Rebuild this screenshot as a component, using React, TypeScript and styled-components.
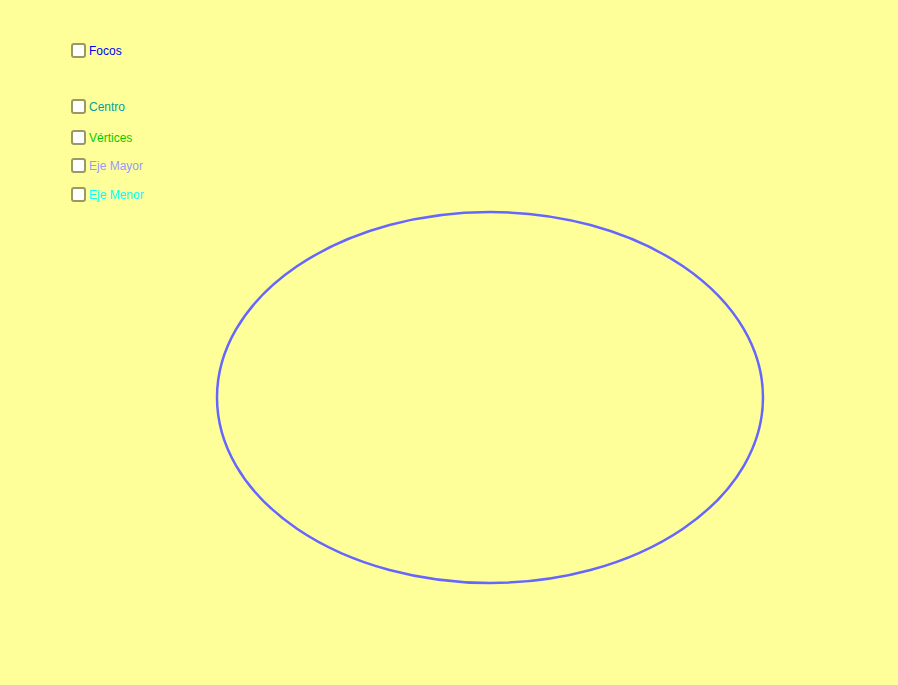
import * as React from 'react';
import styled, { createGlobalStyle } from 'styled-components';

interface toggleInterface {
  label: string;
  color: string;
  gap: number;
}

const toggles: toggleInterface[] = [
  { label: 'Focos', color: '#0000ff', gap: 0 },
  { label: 'Centro', color: '#00a0a0', gap: 41 },
  { label: 'Vértices', color: '#00cc00', gap: 16 },
  { label: 'Eje Mayor', color: '#9999ff', gap: 13 },
  { label: 'Eje Menor', color: '#00ffff', gap: 14 },
];

const GlobalStyle = createGlobalStyle`
  html, body {
    margin: 0;
    padding: 0;
    background: #ffff99;
  }
`;

const Toggle = ({ label, color, gap }: toggleInterface) => {
  const [checked, setChecked] = React.useState(false);

  return (
    <ToggleRow $gap={gap} onClick={() => setChecked(!checked)}>
      <Box>{checked ? '✓' : ''}</Box>
      <Label $color={color}>{label}</Label>
    </ToggleRow>
  );
};

export default function App() {
  return (
    <Stage>
      <GlobalStyle />
      <Curve viewBox="0 0 898 685" width="898" height="685">
        <ellipse
          cx="490"
          cy="397.5"
          rx="273"
          ry="185.5"
          fill="none"
          stroke="#6666ff"
          strokeWidth="2.5"
        />
      </Curve>
      <ToggleList>
        {toggles.map((t) => (
          <Toggle key={t.label} {...t} />
        ))}
      </ToggleList>
    </Stage>
  );
}

const Stage = styled.div`
  position: relative;
  width: 898px;
  height: 685px;
  background: #ffff99;
  overflow: hidden;
  font-family: 'Liberation Sans', Arial, sans-serif;
`;

const Curve = styled.svg`
  position: absolute;
  left: 0;
  top: 0;
`;

const ToggleList = styled.div`
  position: relative;
  display: flex;
  flex-direction: column;
  padding: 43px 0 0 71px;
`;

const ToggleRow = styled.div<{ $gap: number }>`
  display: flex;
  align-items: center;
  gap: 3px;
  height: 15px;
  margin-top: ${(p) => p.$gap}px;
  cursor: pointer;
  user-select: none;
`;

const Box = styled.div`
  box-sizing: border-box;
  width: 15px;
  height: 15px;
  border: 2px solid #999966;
  border-radius: 3px;
  background: #ffffff;
  font-size: 10px;
  line-height: 11px;
  text-align: center;
  color: #333333;
`;

const Label = styled.span<{ $color: string }>`
  font-size: 12px;
  line-height: 14px;
  color: ${(p) => p.$color};
`;
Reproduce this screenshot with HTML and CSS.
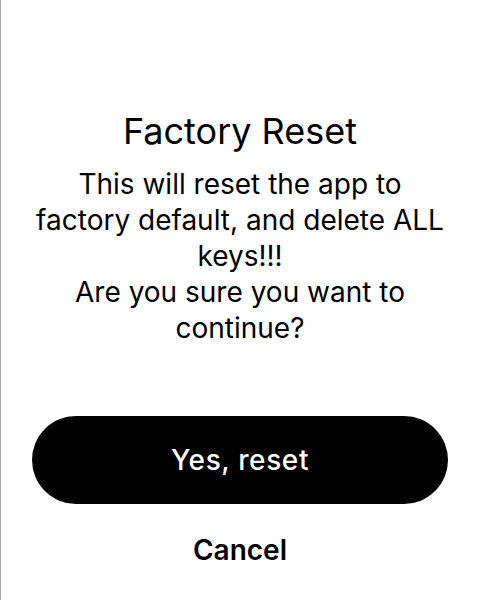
FILE: index.html
```html
<!DOCTYPE html>
<html>
<head>
<meta charset="utf-8">
<link rel="stylesheet" href="styles.css">
</head>
<body>
<div class="screen">
  <div class="dialog">
    <h1 class="title">Factory Reset</h1>
    <p class="message">This will reset the app to factory default, and delete ALL keys!!!<br>Are you sure you want to continue?</p>
    <div class="actions">
      <button class="btn-primary">Yes, reset</button>
      <button class="btn-text">Cancel</button>
    </div>
  </div>
</div>
</body>
</html>
```
FILE: styles.css
```css
html, body {
  margin: 0;
  padding: 0;
  background: #fff;
}
.screen {
  width: 480px;
  height: 600px;
  box-sizing: border-box;
  border-left: 1px solid #aaaaaa;
  font-family: Inter, "Noto Sans", sans-serif;
  color: #000;
}
.dialog {
  display: flex;
  flex-direction: column;
  align-items: center;
  padding: 111px 32px 0 31px;
}
.title {
  margin: 0;
  font-size: 36px;
  line-height: 40px;
  font-weight: 400;
  text-align: center;
}
.message {
  margin: 15px 0 0;
  font-size: 28px;
  line-height: 36px;
  text-align: center;
}
.actions {
  margin-top: 70px;
  width: 100%;
  display: flex;
  flex-direction: column;
  align-items: center;
}
.btn-primary {
  width: 100%;
  height: 88px;
  border: none;
  border-radius: 44px;
  background: #000;
  color: #fff;
  font-family: inherit;
  font-size: 28px;
  font-weight: 500;
  letter-spacing: 0.6px;
  cursor: pointer;
}
.btn-text {
  margin-top: 31px;
  border: none;
  background: none;
  color: #000;
  font-family: inherit;
  font-size: 28px;
  font-weight: 600;
  line-height: 30px;
  padding: 0;
}
```
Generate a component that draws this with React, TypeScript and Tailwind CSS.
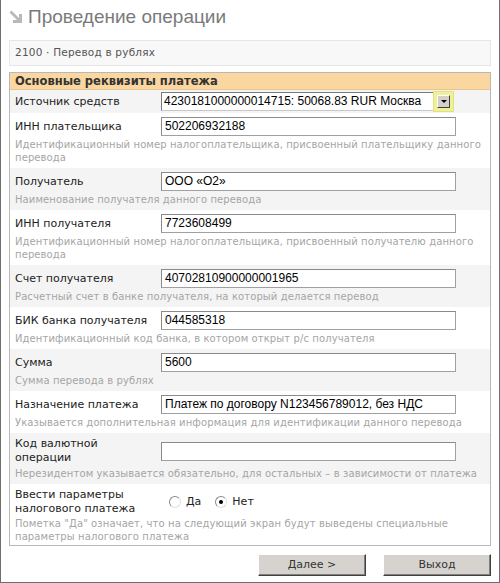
import type { ReactNode } from 'react';
import clsx from 'clsx';

const verdana = "font-['DejaVu_Sans',Verdana,sans-serif]";
const arial = "font-['Liberation_Sans',Arial,sans-serif]";

interface RowProps {
  label: ReactNode;
  hint?: ReactNode;
  gray?: boolean;
  tight?: boolean;
  children?: ReactNode;
}

function Row({ label, hint, gray, tight, children }: RowProps) {
  return (
    <div className={clsx('px-[5px] pt-[4px]', tight ? 'pb-[2px]' : 'pb-[4px]', gray ? 'bg-[#f4f4f4]' : 'bg-white')}>
      <div className="flex items-center">
        <div className="w-[146px] shrink-0 text-[11px] leading-[14px] text-[#222]">{label}</div>
        {children}
      </div>
      {hint && (
        <div
          className={clsx(
            tight ? 'mt-[1px]' : 'mt-[2px]',
            'text-[10px] leading-[13px] tracking-[0.1px] text-[#a5a5a5]'
          )}
        >
          {hint}
        </div>
      )}
    </div>
  );
}

function TextBox({ value = '' }: { value?: string }) {
  return (
    <div
      className={clsx(
        arial,
        'w-[295px] h-[19px] border border-[#a0a0a0] border-t-[#8a8a8a] border-l-[#8a8a8a] bg-white pl-[3px] text-[12px] leading-[17px] text-black'
      )}
    >
      {value}
    </div>
  );
}

function Radio({ checked, label }: { checked?: boolean; label: string }) {
  return (
    <div className="flex items-center gap-[5px]">
      <span className="relative w-[12px] h-[12px] rounded-full border border-[#8a8a8a] border-r-[#e0e0e0] border-b-[#e0e0e0] bg-white">
        {checked && <span className="absolute left-[3px] top-[3px] w-[4px] h-[4px] rounded-full bg-black" />}
      </span>
      <span className="text-[11px] text-[#222]">{label}</span>
    </div>
  );
}

function Button({ children }: { children: ReactNode }) {
  return (
    <button className="w-[108px] h-[22px] bg-[#d6d3ce] border border-t-white border-l-white border-r-[#404040] border-b-[#404040] shadow-[inset_-1px_-1px_0_#808080] text-[11px] text-[#333]">
      {children}
    </button>
  );
}

export default function App() {
  return (
    <div className={clsx(verdana, 'w-[500px] h-[583px] bg-white border-x border-b border-[#6e6e6e] box-border')}>
      {/* Заголовок */}
      <div className="h-[36px] pl-[7px] pt-[7px] flex items-start gap-[4px]">
        <svg width="16" height="16" viewBox="0 0 16 16" className="mt-[2px]">
          <path d="M1.5 3.5 L3.5 1.5 L11 9 L11 5 L14 5 L14 14 L5 14 L5 11 L9 11 Z" fill="#b9b9b9" />
        </svg>
        <span className={clsx(arial, 'text-[19px] leading-[20px] text-[#7a7a7a]')}>Проведение операции</span>
      </div>

      <div className="mx-[8px] mt-[4px] h-[26px] border border-[#e6e6e6] bg-[#f8f8f8] flex items-center pl-[5px] text-[10.5px] tracking-[0.2px] text-[#555]">
        2100 · Перевод в рублях
      </div>

      {/* Основные реквизиты */}
      <div className="mx-[8px] mt-[6px] border border-[#b8b8b8]">
        <div className="h-[17px] bg-[#fad6a0] border-b border-[#e8c590] pl-[5px] text-[11.5px] leading-[16px] font-bold text-[#333]">
          Основные реквизиты платежа
        </div>

        <div className="bg-[#f4f4f4] px-[5px] py-[2px] flex items-center">
          <div className="w-[146px] shrink-0 text-[11px] leading-[14px] text-[#222]">Источник средств</div>
          <div className="flex items-center w-[293px] h-[19px] border border-[#7a7a7a] border-r-[#c8c8c8] border-b-[#c8c8c8] bg-white">
            <span className={clsx(arial, 'flex-1 pl-[2px] text-[12px] leading-[17px] text-black whitespace-nowrap overflow-hidden')}>
              4230181000000014715: 50068.83 RUR Москва
            </span>
            <span className="w-[21px] h-[21px] -mr-[1px] flex items-center justify-center bg-[#f0f09a] border border-[#e2e27a]">
              <span className="w-[13px] h-[13px] bg-[#d4d0c8] border border-t-white border-l-white border-r-[#404040] border-b-[#404040] flex items-center justify-center">
                <span className="w-0 h-0 border-l-[3px] border-r-[3px] border-t-[3px] border-l-transparent border-r-transparent border-t-black" />
              </span>
            </span>
          </div>
        </div>

        <Row
          label="ИНН плательщика"
          hint="Идентификационный номер налогоплательщика, присвоенный плательщику данного перевода"
        >
          <TextBox value="502206932188" />
        </Row>
        <Row gray label="Получатель" hint="Наименование получателя данного перевода">
          <TextBox value="ООО «О2»" />
        </Row>
        <Row
          label="ИНН получателя"
          hint="Идентификационный номер налогоплательщика, присвоенный получателю данного перевода"
        >
          <TextBox value="7723608499" />
        </Row>
        <Row gray label="Счет получателя" hint="Расчетный счет в банке получателя, на который делается перевод">
          <TextBox value="40702810900000001965" />
        </Row>
        <Row label="БИК банка получателя" hint="Идентификационный код банка, в котором открыт р/с получателя">
          <TextBox value="044585318" />
        </Row>
        <Row gray label="Сумма" hint="Сумма перевода в рублях">
          <TextBox value="5600" />
        </Row>
        <Row
          label="Назначение платежа"
          hint="Указывается дополнительная информация для идентификации данного перевода"
        >
          <TextBox value="Платеж по договору N123456789012, без НДС" />
        </Row>
        <Row
          gray
          label={
            <>
              Код валютной
              <br />
              операции
            </>
          }
          hint="Нерезидентом указывается обязательно, для остальных – в зависимости от платежа"
        >
          <TextBox />
        </Row>
        <Row
          tight
          label={
            <>
              Ввести параметры
              <br />
              налогового платежа
            </>
          }
          hint="Пометка &quot;Да&quot; означает, что на следующий экран будут выведены специальные параметры налогового платежа"
        >
          <div className="flex items-center gap-[14px] pl-[8px]">
            <Radio label="Да" />
            <Radio checked label="Нет" />
          </div>
        </Row>
      </div>

      <div className="mx-[8px] mt-[8px] flex justify-end gap-[17px]">
        <Button>Далее &gt;</Button>
        <Button>Выход</Button>
      </div>
    </div>
  );
}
• • • • •
**PROBLEM REQUIREMENTS:** Give the number of lines containing the word "screenshot". No other answer is needed.

**THE OUTPUT:** 2